───── DATA FOR PROCESSING ─────

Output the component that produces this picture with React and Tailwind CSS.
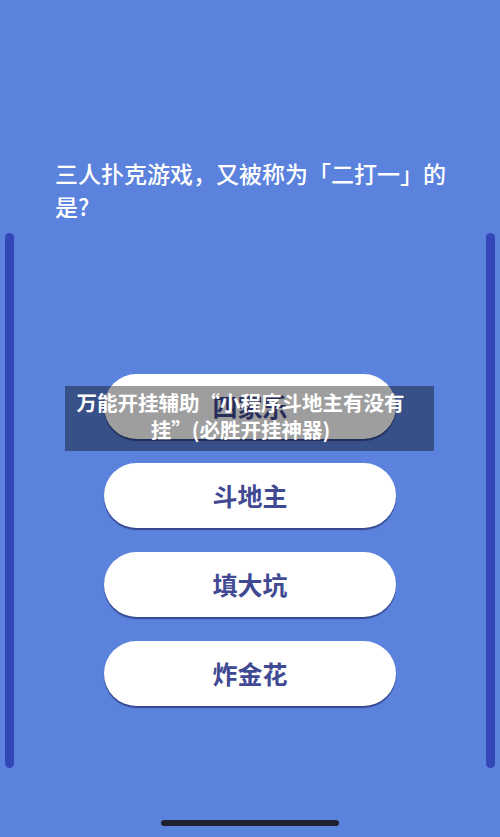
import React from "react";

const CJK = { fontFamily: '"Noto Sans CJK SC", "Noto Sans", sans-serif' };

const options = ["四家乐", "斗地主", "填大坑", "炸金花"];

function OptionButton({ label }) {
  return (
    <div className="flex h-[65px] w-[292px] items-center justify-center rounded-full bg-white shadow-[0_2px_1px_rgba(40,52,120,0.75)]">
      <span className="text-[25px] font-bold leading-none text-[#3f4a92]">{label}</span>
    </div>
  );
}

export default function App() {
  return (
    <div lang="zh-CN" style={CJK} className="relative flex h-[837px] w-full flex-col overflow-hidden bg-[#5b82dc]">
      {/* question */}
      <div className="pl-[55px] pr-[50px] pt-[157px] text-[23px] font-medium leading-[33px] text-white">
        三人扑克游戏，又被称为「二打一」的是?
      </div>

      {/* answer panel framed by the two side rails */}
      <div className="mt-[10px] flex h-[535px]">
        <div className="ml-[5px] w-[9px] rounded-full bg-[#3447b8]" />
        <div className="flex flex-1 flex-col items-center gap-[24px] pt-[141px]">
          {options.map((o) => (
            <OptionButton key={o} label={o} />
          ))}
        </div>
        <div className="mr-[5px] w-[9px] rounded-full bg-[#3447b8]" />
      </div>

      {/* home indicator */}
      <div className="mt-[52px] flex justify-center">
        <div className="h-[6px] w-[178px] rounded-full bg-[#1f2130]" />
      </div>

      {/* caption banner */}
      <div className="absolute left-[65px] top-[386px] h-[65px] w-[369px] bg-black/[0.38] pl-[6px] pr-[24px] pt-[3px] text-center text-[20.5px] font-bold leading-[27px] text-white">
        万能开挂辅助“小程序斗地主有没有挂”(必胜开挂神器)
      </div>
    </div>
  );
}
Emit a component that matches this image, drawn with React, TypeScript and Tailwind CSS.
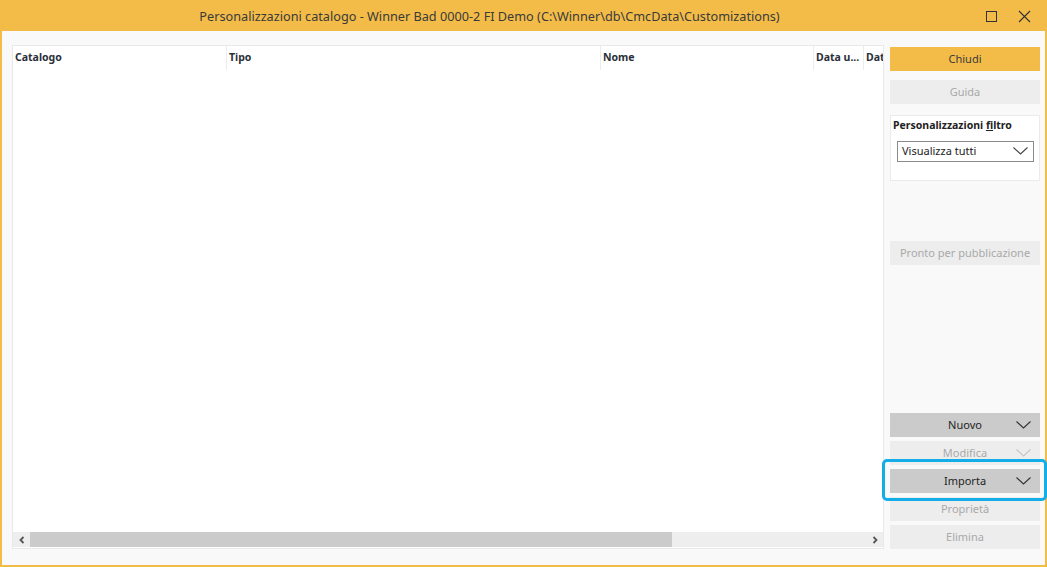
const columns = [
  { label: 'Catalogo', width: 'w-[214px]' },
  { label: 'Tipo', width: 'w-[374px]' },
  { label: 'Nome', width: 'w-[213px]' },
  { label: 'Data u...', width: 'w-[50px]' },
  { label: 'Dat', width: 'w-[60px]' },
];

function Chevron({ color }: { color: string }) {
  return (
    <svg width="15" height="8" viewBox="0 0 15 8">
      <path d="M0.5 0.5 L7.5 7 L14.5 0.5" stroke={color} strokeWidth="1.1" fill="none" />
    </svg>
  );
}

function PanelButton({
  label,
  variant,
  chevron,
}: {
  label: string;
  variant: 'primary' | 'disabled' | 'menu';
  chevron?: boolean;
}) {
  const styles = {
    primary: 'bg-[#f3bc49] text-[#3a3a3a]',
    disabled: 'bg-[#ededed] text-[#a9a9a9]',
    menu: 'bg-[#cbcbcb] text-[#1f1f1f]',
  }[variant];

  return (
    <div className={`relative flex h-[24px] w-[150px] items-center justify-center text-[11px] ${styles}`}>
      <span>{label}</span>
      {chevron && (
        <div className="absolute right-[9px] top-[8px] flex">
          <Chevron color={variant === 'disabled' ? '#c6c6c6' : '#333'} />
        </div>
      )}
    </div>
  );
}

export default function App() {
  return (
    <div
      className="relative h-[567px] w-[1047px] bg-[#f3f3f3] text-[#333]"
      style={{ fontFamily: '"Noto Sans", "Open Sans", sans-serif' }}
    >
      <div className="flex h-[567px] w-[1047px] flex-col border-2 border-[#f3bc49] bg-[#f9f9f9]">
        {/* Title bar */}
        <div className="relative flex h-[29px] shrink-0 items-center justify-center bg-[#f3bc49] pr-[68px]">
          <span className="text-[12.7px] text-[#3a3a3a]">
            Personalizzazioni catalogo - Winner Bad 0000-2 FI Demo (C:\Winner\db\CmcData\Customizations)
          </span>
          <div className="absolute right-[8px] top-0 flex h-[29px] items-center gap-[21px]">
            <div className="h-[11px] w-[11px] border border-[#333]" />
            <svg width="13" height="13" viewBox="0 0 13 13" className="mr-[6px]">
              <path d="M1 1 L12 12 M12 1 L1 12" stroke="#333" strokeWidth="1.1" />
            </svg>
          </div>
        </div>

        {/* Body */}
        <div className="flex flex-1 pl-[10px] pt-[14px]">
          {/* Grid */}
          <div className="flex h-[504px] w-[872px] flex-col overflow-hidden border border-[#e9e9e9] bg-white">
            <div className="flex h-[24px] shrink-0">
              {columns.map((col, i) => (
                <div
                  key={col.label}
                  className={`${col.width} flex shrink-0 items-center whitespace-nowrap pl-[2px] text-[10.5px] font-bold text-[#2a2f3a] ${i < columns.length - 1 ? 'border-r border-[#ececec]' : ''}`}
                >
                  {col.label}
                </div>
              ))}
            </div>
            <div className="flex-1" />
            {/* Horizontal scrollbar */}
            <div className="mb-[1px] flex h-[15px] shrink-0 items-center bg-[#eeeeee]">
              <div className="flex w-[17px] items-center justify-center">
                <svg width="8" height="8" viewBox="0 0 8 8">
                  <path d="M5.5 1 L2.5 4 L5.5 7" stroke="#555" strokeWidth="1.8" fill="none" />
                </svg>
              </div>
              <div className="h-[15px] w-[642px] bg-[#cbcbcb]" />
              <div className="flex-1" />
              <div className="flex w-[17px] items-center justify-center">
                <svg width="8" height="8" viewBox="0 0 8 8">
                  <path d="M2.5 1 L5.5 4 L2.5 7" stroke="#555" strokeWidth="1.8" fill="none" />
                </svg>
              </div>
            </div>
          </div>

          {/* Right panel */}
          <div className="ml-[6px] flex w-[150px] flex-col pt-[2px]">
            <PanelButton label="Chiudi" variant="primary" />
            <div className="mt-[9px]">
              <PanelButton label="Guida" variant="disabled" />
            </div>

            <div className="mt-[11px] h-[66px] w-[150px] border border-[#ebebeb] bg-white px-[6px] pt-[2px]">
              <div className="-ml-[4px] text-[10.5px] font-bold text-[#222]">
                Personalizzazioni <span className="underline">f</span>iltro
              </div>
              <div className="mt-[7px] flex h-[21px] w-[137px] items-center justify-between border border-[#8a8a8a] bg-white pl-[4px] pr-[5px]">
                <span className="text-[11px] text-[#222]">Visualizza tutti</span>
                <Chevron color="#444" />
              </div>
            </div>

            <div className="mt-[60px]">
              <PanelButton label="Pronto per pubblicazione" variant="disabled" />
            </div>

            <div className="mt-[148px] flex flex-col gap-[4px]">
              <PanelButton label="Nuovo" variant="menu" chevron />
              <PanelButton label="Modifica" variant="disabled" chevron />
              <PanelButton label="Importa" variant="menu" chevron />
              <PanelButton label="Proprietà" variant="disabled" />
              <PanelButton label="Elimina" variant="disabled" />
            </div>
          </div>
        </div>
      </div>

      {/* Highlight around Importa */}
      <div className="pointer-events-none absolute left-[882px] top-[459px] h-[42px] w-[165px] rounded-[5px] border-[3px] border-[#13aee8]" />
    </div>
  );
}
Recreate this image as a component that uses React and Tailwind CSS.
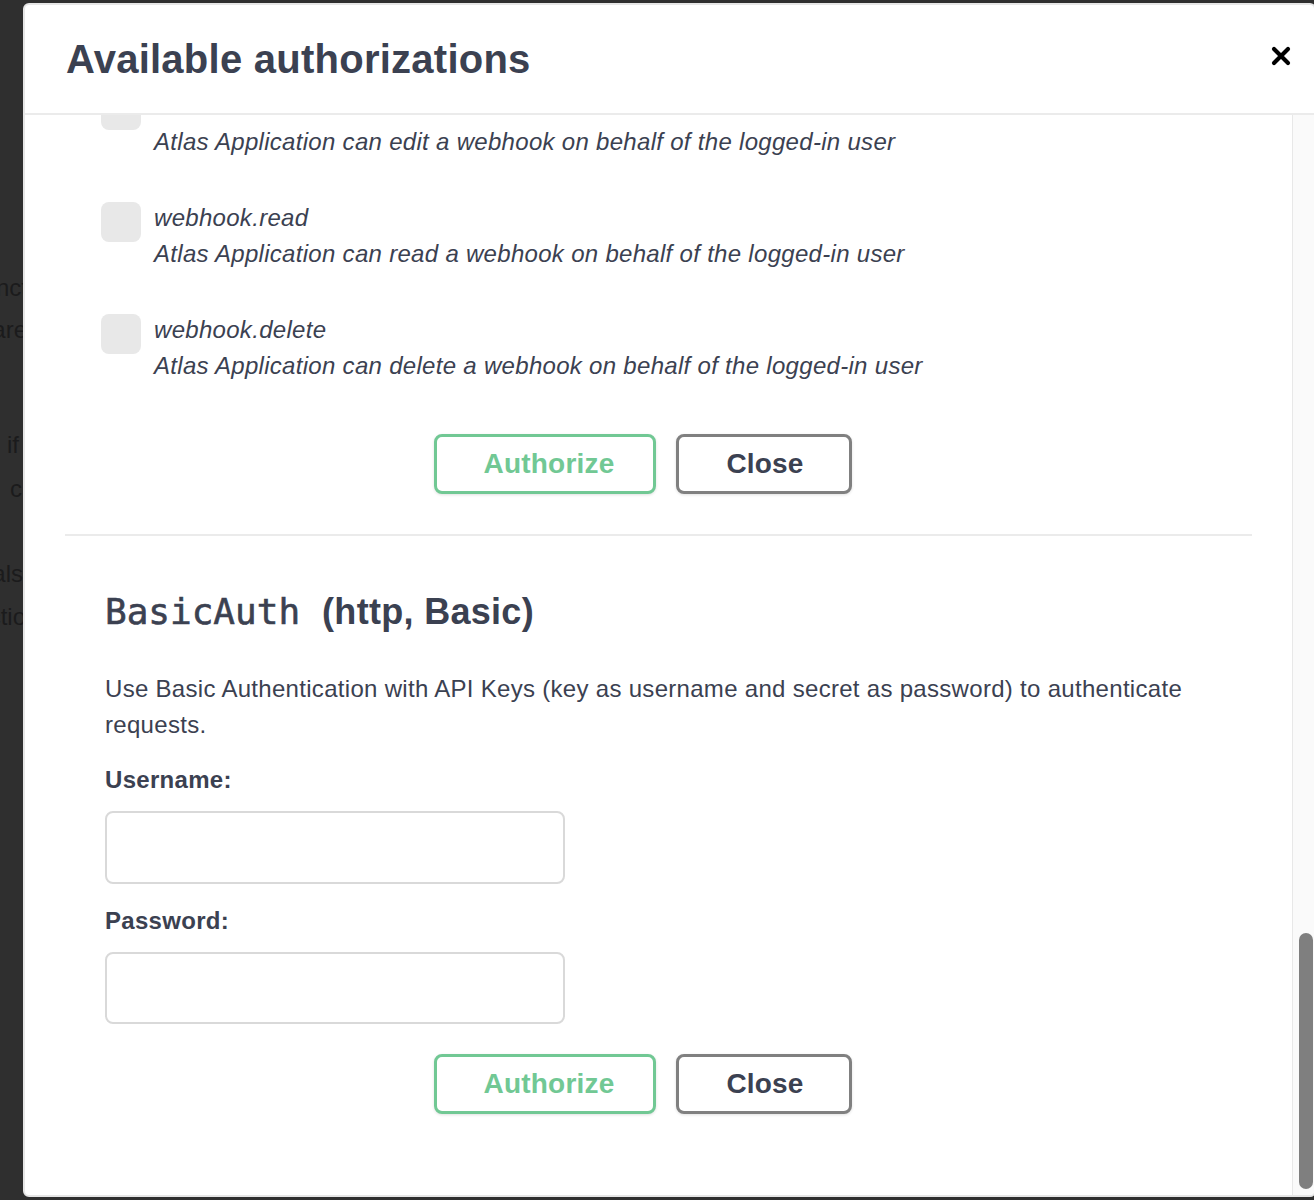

─────

WHAT YOU HAVE TO DO: Pictures in the records should not appear in your copy, but everything else must be transcribed exactly.

TASK RESULT:
Output the component that produces this picture with React and Tailwind CSS.
import React from "react";

const CJK = { fontFamily: '"Noto Sans CJK SC", "Noto Sans", sans-serif' };

const options = ["四家乐", "斗地主", "填大坑", "炸金花"];

function OptionButton({ label }) {
  return (
    <div className="flex h-[65px] w-[292px] items-center justify-center rounded-full bg-white shadow-[0_2px_1px_rgba(40,52,120,0.75)]">
      <span className="text-[25px] font-bold leading-none text-[#3f4a92]">{label}</span>
    </div>
  );
}

export default function App() {
  return (
    <div lang="zh-CN" style={CJK} className="relative flex h-[837px] w-full flex-col overflow-hidden bg-[#5b82dc]">
      {/* question */}
      <div className="pl-[55px] pr-[50px] pt-[157px] text-[23px] font-medium leading-[33px] text-white">
        三人扑克游戏，又被称为「二打一」的是?
      </div>

      {/* answer panel framed by the two side rails */}
      <div className="mt-[10px] flex h-[535px]">
        <div className="ml-[5px] w-[9px] rounded-full bg-[#3447b8]" />
        <div className="flex flex-1 flex-col items-center gap-[24px] pt-[141px]">
          {options.map((o) => (
            <OptionButton key={o} label={o} />
          ))}
        </div>
        <div className="mr-[5px] w-[9px] rounded-full bg-[#3447b8]" />
      </div>

      {/* home indicator */}
      <div className="mt-[52px] flex justify-center">
        <div className="h-[6px] w-[178px] rounded-full bg-[#1f2130]" />
      </div>

      {/* caption banner */}
      <div className="absolute left-[65px] top-[386px] h-[65px] w-[369px] bg-black/[0.38] pl-[6px] pr-[24px] pt-[3px] text-center text-[20.5px] font-bold leading-[27px] text-white">
        万能开挂辅助“小程序斗地主有没有挂”(必胜开挂神器)
      </div>
    </div>
  );
}
Emit a component that matches this image, drawn with React, TypeScript and Tailwind CSS.
const columns = [
  { label: 'Catalogo', width: 'w-[214px]' },
  { label: 'Tipo', width: 'w-[374px]' },
  { label: 'Nome', width: 'w-[213px]' },
  { label: 'Data u...', width: 'w-[50px]' },
  { label: 'Dat', width: 'w-[60px]' },
];

function Chevron({ color }: { color: string }) {
  return (
    <svg width="15" height="8" viewBox="0 0 15 8">
      <path d="M0.5 0.5 L7.5 7 L14.5 0.5" stroke={color} strokeWidth="1.1" fill="none" />
    </svg>
  );
}

function PanelButton({
  label,
  variant,
  chevron,
}: {
  label: string;
  variant: 'primary' | 'disabled' | 'menu';
  chevron?: boolean;
}) {
  const styles = {
    primary: 'bg-[#f3bc49] text-[#3a3a3a]',
    disabled: 'bg-[#ededed] text-[#a9a9a9]',
    menu: 'bg-[#cbcbcb] text-[#1f1f1f]',
  }[variant];

  return (
    <div className={`relative flex h-[24px] w-[150px] items-center justify-center text-[11px] ${styles}`}>
      <span>{label}</span>
      {chevron && (
        <div className="absolute right-[9px] top-[8px] flex">
          <Chevron color={variant === 'disabled' ? '#c6c6c6' : '#333'} />
        </div>
      )}
    </div>
  );
}

export default function App() {
  return (
    <div
      className="relative h-[567px] w-[1047px] bg-[#f3f3f3] text-[#333]"
      style={{ fontFamily: '"Noto Sans", "Open Sans", sans-serif' }}
    >
      <div className="flex h-[567px] w-[1047px] flex-col border-2 border-[#f3bc49] bg-[#f9f9f9]">
        {/* Title bar */}
        <div className="relative flex h-[29px] shrink-0 items-center justify-center bg-[#f3bc49] pr-[68px]">
          <span className="text-[12.7px] text-[#3a3a3a]">
            Personalizzazioni catalogo - Winner Bad 0000-2 FI Demo (C:\Winner\db\CmcData\Customizations)
          </span>
          <div className="absolute right-[8px] top-0 flex h-[29px] items-center gap-[21px]">
            <div className="h-[11px] w-[11px] border border-[#333]" />
            <svg width="13" height="13" viewBox="0 0 13 13" className="mr-[6px]">
              <path d="M1 1 L12 12 M12 1 L1 12" stroke="#333" strokeWidth="1.1" />
            </svg>
          </div>
        </div>

        {/* Body */}
        <div className="flex flex-1 pl-[10px] pt-[14px]">
          {/* Grid */}
          <div className="flex h-[504px] w-[872px] flex-col overflow-hidden border border-[#e9e9e9] bg-white">
            <div className="flex h-[24px] shrink-0">
              {columns.map((col, i) => (
                <div
                  key={col.label}
                  className={`${col.width} flex shrink-0 items-center whitespace-nowrap pl-[2px] text-[10.5px] font-bold text-[#2a2f3a] ${i < columns.length - 1 ? 'border-r border-[#ececec]' : ''}`}
                >
                  {col.label}
                </div>
              ))}
            </div>
            <div className="flex-1" />
            {/* Horizontal scrollbar */}
            <div className="mb-[1px] flex h-[15px] shrink-0 items-center bg-[#eeeeee]">
              <div className="flex w-[17px] items-center justify-center">
                <svg width="8" height="8" viewBox="0 0 8 8">
                  <path d="M5.5 1 L2.5 4 L5.5 7" stroke="#555" strokeWidth="1.8" fill="none" />
                </svg>
              </div>
              <div className="h-[15px] w-[642px] bg-[#cbcbcb]" />
              <div className="flex-1" />
              <div className="flex w-[17px] items-center justify-center">
                <svg width="8" height="8" viewBox="0 0 8 8">
                  <path d="M2.5 1 L5.5 4 L2.5 7" stroke="#555" strokeWidth="1.8" fill="none" />
                </svg>
              </div>
            </div>
          </div>

          {/* Right panel */}
          <div className="ml-[6px] flex w-[150px] flex-col pt-[2px]">
            <PanelButton label="Chiudi" variant="primary" />
            <div className="mt-[9px]">
              <PanelButton label="Guida" variant="disabled" />
            </div>

            <div className="mt-[11px] h-[66px] w-[150px] border border-[#ebebeb] bg-white px-[6px] pt-[2px]">
              <div className="-ml-[4px] text-[10.5px] font-bold text-[#222]">
                Personalizzazioni <span className="underline">f</span>iltro
              </div>
              <div className="mt-[7px] flex h-[21px] w-[137px] items-center justify-between border border-[#8a8a8a] bg-white pl-[4px] pr-[5px]">
                <span className="text-[11px] text-[#222]">Visualizza tutti</span>
                <Chevron color="#444" />
              </div>
            </div>

            <div className="mt-[60px]">
              <PanelButton label="Pronto per pubblicazione" variant="disabled" />
            </div>

            <div className="mt-[148px] flex flex-col gap-[4px]">
              <PanelButton label="Nuovo" variant="menu" chevron />
              <PanelButton label="Modifica" variant="disabled" chevron />
              <PanelButton label="Importa" variant="menu" chevron />
              <PanelButton label="Proprietà" variant="disabled" />
              <PanelButton label="Elimina" variant="disabled" />
            </div>
          </div>
        </div>
      </div>

      {/* Highlight around Importa */}
      <div className="pointer-events-none absolute left-[882px] top-[459px] h-[42px] w-[165px] rounded-[5px] border-[3px] border-[#13aee8]" />
    </div>
  );
}
Recreate this image as a component that uses React and Tailwind CSS.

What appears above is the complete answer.